§ **Set exercise**: List the lines of this listing that hold the word "index".

● ● ● ●

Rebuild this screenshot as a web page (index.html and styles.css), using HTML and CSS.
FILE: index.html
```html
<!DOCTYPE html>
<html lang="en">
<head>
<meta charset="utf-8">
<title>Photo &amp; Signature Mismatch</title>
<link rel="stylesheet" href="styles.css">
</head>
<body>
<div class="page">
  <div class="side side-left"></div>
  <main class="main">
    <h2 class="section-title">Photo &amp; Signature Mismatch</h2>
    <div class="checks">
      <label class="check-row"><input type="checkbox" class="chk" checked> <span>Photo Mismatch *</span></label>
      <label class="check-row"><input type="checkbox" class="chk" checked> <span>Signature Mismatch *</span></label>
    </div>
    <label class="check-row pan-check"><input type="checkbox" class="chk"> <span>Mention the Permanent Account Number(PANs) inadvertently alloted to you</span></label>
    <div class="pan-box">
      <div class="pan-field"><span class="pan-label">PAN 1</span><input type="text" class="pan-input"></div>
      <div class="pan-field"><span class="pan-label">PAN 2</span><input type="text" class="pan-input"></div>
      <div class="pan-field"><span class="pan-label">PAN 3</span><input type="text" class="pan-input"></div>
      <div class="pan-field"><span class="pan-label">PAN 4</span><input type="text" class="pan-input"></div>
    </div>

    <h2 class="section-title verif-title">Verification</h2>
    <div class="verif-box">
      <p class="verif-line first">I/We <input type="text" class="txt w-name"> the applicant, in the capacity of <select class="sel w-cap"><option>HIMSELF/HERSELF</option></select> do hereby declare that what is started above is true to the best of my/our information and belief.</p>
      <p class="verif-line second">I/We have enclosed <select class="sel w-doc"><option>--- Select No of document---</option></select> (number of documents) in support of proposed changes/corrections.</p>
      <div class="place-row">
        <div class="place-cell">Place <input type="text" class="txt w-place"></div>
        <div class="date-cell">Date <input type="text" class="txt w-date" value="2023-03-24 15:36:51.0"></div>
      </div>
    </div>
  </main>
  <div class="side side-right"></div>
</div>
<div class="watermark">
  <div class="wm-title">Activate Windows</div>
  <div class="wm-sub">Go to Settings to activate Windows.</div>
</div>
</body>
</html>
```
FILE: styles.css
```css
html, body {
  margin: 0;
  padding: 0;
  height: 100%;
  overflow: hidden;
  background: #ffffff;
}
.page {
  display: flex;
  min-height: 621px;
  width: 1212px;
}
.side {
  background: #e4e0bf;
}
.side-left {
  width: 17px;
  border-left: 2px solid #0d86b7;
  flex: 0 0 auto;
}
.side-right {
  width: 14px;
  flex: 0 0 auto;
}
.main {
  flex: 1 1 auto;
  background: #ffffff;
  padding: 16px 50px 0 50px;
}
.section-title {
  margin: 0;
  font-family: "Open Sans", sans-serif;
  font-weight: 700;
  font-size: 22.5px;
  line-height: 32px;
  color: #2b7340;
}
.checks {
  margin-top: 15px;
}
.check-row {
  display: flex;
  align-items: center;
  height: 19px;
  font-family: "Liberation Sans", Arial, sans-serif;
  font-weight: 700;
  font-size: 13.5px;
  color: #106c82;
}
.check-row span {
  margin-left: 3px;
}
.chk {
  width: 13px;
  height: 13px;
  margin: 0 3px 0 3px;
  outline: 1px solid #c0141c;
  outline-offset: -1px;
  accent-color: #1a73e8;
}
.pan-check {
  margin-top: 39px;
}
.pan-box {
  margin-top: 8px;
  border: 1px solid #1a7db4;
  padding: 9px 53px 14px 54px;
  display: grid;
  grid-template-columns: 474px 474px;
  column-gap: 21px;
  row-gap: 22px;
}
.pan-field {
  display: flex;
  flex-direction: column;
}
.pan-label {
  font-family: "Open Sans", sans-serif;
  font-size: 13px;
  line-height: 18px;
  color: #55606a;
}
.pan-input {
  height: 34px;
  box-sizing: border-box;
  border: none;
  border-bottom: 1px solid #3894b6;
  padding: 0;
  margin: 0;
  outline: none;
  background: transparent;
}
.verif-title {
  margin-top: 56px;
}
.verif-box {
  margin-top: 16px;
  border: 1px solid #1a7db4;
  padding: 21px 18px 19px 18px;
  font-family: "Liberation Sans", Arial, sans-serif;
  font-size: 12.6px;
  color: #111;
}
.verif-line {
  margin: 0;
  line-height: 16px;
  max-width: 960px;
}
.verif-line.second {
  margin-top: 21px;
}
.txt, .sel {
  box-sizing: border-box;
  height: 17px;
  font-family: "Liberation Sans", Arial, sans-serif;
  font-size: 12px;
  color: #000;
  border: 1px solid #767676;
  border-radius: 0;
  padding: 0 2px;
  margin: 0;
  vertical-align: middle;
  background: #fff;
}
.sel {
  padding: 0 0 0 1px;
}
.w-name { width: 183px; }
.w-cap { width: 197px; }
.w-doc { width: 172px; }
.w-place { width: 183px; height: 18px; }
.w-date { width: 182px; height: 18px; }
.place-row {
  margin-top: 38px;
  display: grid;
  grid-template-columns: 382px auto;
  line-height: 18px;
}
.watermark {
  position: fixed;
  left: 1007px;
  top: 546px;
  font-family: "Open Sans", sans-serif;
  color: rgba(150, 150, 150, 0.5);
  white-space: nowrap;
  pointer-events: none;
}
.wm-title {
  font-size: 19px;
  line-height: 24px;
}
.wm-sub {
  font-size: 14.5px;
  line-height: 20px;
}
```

● ● ● ●

§ **Correct answer**:
Rebuild this screenshot as a web page (index.html and styles.css), using HTML and CSS.
FILE: index.html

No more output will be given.